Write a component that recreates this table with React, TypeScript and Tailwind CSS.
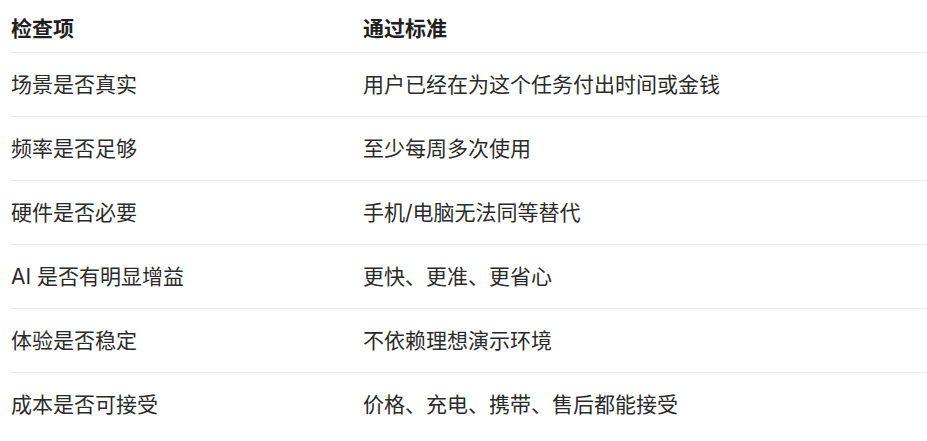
import React from "react";

const rows: [string, string][] = [
  ["场景是否真实", "用户已经在为这个任务付出时间或金钱"],
  ["频率是否足够", "至少每周多次使用"],
  ["硬件是否必要", "手机/电脑无法同等替代"],
  ["AI 是否有明显增益", "更快、更准、更省心"],
  ["体验是否稳定", "不依赖理想演示环境"],
  ["成本是否可接受", "价格、充电、携带、售后都能接受"],
];

export default function App() {
  return (
    <div
      className="w-[927px] h-[441px] bg-white pl-[11px] overflow-hidden"
      style={{ fontFamily: 'Inter, "Noto Sans CJK SC", sans-serif' }}
    >
      <div className="flex flex-col">
        <div className="flex h-[53px] border-b border-[#ececec] pt-[15px] text-[21px] leading-[28px] font-semibold text-[#1f1f1f]">
          <div className="w-[352px]">检查项</div>
          <div className="flex-1">通过标准</div>
        </div>
        {rows.map(([a, b], i) => (
          <div
            key={i}
            className={
              i < rows.length - 1
                ? "flex h-[64px] items-center border-b border-[#ececec] text-[21px] leading-[28px] text-[#2b2b2b]"
                : "flex h-[64px] items-center text-[21px] leading-[28px] text-[#2b2b2b]"
            }
          >
            <div className="w-[352px]">{a}</div>
            <div className="flex-1">{b}</div>
          </div>
        ))}
      </div>
    </div>
  );
}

**Stated exercise:** Give every line above again exactly, with no pictures.

**Final answer:**
Write a component that recreates this table with React, TypeScript and Tailwind CSS.
import React from "react";

const rows: [string, string][] = [
  ["场景是否真实", "用户已经在为这个任务付出时间或金钱"],
  ["频率是否足够", "至少每周多次使用"],
  ["硬件是否必要", "手机/电脑无法同等替代"],
  ["AI 是否有明显增益", "更快、更准、更省心"],
  ["体验是否稳定", "不依赖理想演示环境"],
  ["成本是否可接受", "价格、充电、携带、售后都能接受"],
];

export default function App() {
  return (
    <div
      className="w-[927px] h-[441px] bg-white pl-[11px] overflow-hidden"
      style={{ fontFamily: 'Inter, "Noto Sans CJK SC", sans-serif' }}
    >
      <div className="flex flex-col">
        <div className="flex h-[53px] border-b border-[#ececec] pt-[15px] text-[21px] leading-[28px] font-semibold text-[#1f1f1f]">
          <div className="w-[352px]">检查项</div>
          <div className="flex-1">通过标准</div>
        </div>
        {rows.map(([a, b], i) => (
          <div
            key={i}
            className={
              i < rows.length - 1
                ? "flex h-[64px] items-center border-b border-[#ececec] text-[21px] leading-[28px] text-[#2b2b2b]"
                : "flex h-[64px] items-center text-[21px] leading-[28px] text-[#2b2b2b]"
            }
          >
            <div className="w-[352px]">{a}</div>
            <div className="flex-1">{b}</div>
          </div>
        ))}
      </div>
    </div>
  );
}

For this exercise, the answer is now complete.